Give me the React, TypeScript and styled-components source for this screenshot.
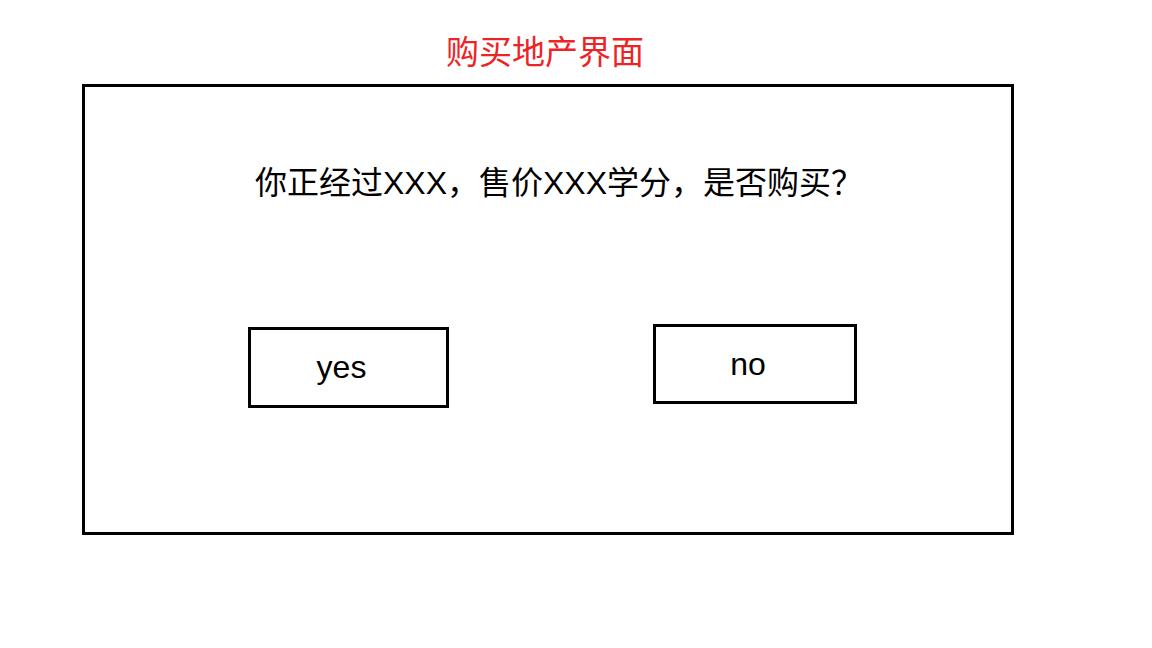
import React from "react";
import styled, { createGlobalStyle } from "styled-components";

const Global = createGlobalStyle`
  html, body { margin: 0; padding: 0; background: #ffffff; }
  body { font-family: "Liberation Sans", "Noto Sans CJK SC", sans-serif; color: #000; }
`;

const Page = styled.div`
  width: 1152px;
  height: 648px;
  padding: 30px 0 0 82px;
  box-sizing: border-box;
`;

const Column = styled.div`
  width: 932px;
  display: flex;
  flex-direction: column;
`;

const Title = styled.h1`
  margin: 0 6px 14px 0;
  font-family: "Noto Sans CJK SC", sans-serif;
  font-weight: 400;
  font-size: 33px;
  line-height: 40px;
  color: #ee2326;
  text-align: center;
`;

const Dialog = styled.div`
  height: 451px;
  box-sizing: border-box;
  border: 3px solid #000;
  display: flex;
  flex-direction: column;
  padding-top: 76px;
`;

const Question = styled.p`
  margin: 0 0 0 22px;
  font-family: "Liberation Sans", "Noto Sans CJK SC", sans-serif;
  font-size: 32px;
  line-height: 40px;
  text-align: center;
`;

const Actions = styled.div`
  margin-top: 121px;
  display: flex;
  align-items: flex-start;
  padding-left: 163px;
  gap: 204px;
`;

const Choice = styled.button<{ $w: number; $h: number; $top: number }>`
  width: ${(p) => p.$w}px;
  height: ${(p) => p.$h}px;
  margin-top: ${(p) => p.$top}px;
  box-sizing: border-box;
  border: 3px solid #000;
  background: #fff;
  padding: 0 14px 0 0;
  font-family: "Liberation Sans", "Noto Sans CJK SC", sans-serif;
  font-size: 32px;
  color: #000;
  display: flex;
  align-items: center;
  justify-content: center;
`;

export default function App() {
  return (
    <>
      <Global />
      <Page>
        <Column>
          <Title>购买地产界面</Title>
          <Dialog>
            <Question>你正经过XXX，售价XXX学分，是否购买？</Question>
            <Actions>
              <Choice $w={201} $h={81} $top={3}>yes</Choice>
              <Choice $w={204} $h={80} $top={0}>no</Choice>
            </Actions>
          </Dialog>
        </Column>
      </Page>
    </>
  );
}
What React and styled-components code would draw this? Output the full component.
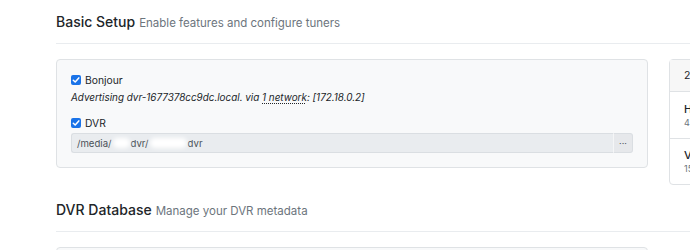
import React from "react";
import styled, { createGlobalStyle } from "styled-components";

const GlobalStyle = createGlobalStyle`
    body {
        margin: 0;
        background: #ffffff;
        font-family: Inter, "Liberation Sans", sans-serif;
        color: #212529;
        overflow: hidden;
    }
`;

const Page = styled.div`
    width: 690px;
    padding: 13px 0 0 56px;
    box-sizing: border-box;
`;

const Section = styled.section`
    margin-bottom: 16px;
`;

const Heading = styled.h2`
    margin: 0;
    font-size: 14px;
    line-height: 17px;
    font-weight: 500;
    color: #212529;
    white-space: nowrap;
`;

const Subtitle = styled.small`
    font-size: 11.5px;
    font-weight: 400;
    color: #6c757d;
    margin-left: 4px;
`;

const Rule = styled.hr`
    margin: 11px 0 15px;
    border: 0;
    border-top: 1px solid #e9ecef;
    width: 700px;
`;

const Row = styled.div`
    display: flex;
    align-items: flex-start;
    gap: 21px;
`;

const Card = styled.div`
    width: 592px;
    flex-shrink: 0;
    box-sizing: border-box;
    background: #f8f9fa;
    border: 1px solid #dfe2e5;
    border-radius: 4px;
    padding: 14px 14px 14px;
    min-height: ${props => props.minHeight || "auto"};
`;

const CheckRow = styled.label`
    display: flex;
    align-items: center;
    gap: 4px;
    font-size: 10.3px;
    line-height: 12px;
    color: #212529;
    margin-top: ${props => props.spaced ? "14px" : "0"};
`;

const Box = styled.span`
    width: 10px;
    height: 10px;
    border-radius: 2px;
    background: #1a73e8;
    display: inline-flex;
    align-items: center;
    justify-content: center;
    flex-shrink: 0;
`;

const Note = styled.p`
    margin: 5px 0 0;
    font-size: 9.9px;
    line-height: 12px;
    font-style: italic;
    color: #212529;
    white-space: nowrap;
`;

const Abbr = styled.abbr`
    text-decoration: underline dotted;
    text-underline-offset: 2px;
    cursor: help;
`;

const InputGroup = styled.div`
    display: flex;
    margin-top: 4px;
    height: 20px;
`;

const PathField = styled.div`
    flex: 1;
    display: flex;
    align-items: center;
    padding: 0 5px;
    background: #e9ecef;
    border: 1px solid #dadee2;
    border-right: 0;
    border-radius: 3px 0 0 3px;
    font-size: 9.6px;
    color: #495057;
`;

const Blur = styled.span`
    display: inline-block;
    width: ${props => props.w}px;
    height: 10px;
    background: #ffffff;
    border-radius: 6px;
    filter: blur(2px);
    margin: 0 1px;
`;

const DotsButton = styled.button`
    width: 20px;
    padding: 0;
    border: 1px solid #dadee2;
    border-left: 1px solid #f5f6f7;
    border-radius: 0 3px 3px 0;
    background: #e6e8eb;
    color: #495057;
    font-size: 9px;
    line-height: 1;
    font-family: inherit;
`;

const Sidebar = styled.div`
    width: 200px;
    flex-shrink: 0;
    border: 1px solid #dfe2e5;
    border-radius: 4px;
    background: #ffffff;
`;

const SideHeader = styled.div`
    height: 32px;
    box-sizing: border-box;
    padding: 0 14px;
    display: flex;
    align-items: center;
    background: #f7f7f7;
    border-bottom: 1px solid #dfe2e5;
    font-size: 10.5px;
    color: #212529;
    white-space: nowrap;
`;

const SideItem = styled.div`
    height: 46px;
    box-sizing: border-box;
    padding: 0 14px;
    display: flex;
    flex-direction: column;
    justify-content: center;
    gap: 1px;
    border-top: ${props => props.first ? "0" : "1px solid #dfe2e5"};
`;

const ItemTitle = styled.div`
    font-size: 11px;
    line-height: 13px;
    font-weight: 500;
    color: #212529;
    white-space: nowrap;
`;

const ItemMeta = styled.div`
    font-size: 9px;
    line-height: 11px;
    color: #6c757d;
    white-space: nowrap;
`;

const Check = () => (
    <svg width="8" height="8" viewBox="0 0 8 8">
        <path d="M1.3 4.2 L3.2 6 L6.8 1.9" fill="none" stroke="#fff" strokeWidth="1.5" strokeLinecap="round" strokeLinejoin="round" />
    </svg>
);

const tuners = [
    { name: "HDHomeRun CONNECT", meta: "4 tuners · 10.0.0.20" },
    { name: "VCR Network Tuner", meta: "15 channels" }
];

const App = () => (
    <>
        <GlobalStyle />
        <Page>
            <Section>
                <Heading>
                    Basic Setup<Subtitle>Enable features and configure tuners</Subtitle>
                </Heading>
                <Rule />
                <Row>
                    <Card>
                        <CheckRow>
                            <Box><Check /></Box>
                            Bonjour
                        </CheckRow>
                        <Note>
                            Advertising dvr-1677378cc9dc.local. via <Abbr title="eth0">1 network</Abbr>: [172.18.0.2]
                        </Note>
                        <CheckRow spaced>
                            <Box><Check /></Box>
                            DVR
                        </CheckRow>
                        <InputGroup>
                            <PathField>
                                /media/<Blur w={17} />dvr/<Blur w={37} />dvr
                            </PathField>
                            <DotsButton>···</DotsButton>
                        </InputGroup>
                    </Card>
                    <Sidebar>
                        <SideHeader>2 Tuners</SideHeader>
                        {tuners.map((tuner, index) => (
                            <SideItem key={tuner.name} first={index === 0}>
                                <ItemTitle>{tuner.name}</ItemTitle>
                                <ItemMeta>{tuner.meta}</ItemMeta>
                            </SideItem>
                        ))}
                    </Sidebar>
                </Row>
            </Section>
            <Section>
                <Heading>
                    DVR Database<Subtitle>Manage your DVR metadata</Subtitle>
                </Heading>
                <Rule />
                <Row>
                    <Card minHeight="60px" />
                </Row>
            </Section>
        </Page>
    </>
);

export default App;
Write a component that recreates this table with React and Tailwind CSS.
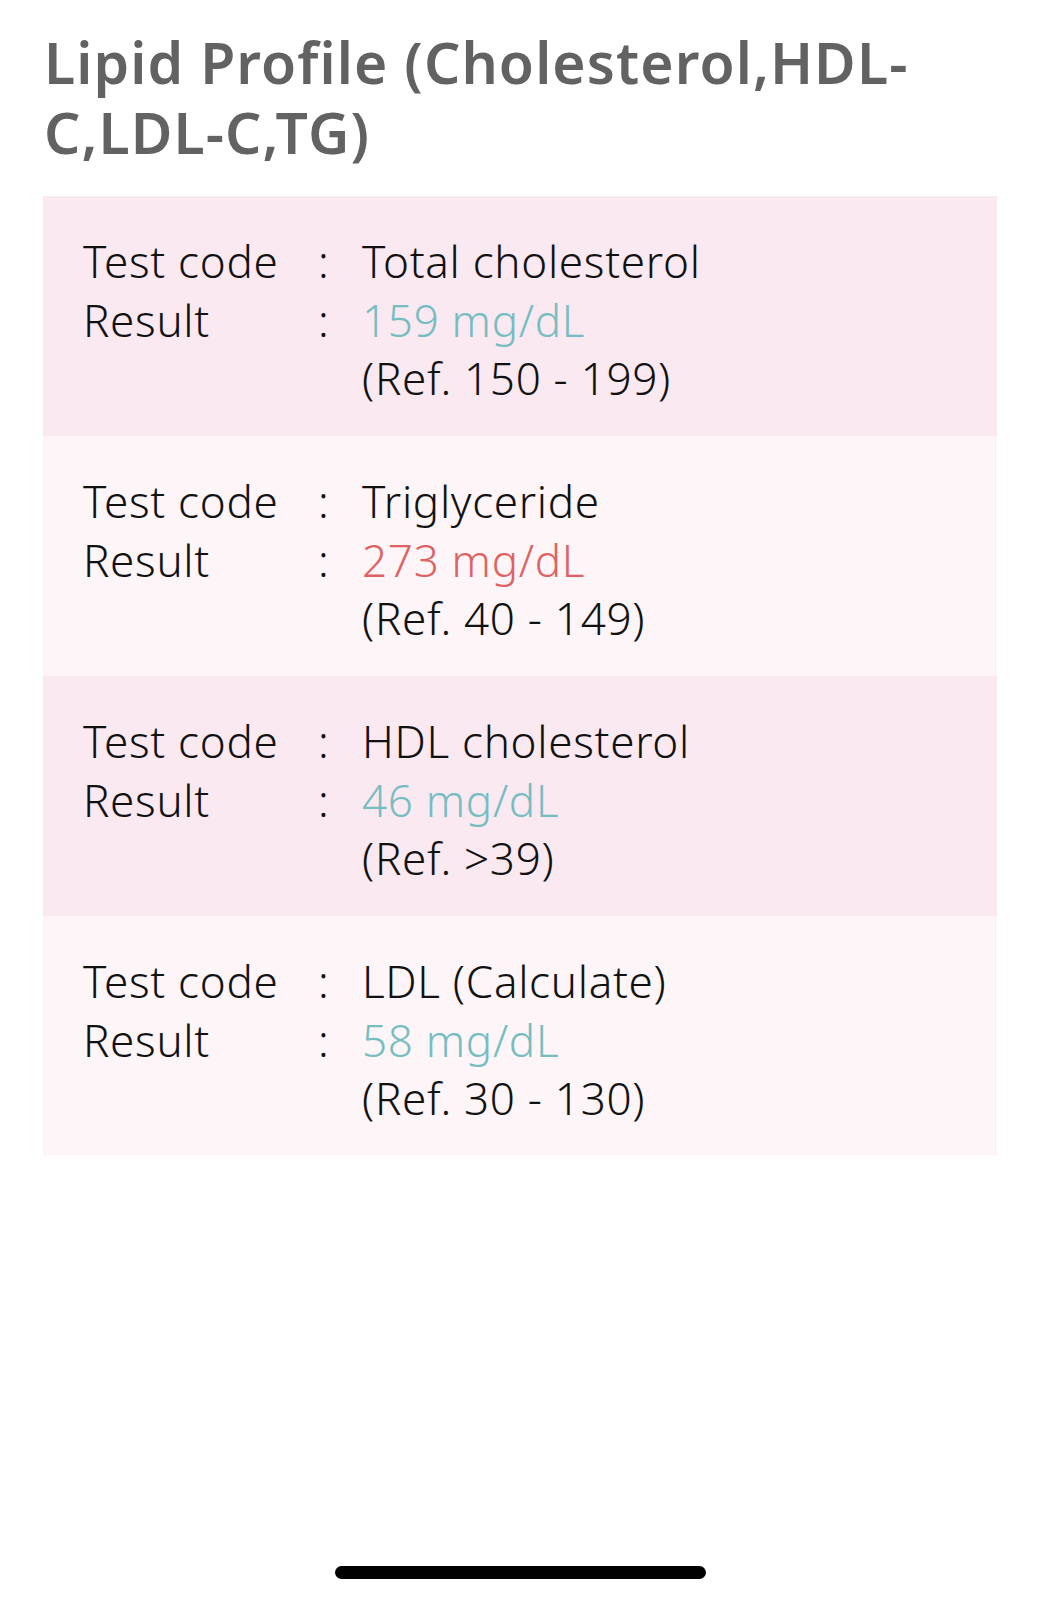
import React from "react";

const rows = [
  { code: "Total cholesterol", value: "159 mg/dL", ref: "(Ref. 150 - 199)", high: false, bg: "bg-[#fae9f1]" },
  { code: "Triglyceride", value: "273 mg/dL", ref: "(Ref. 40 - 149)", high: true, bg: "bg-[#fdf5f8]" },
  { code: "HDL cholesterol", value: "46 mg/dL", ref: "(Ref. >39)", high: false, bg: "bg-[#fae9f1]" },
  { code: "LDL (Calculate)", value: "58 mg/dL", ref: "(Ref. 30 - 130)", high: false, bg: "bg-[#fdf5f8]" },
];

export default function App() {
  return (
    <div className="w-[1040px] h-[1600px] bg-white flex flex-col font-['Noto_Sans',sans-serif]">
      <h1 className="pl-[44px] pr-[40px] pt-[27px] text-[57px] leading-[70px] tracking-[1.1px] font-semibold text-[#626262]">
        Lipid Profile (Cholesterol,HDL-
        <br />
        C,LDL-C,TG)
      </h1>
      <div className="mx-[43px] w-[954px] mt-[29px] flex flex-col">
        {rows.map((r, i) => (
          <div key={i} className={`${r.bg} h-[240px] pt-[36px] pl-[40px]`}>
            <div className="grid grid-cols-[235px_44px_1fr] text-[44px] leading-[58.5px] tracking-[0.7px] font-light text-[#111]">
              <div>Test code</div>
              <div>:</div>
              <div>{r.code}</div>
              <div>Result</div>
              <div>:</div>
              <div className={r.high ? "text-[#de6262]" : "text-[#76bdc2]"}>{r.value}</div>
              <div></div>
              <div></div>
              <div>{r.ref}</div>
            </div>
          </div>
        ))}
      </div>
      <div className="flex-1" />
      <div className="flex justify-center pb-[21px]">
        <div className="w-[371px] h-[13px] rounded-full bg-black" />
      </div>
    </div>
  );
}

**Aim:** Using the entries above, return each line that includes the word "this".

**Solution to the exercise:**
Give me the React, TypeScript and styled-components source for this screenshot.
What React and styled-components code would draw this? Output the full component.
Write a component that recreates this table with React and Tailwind CSS.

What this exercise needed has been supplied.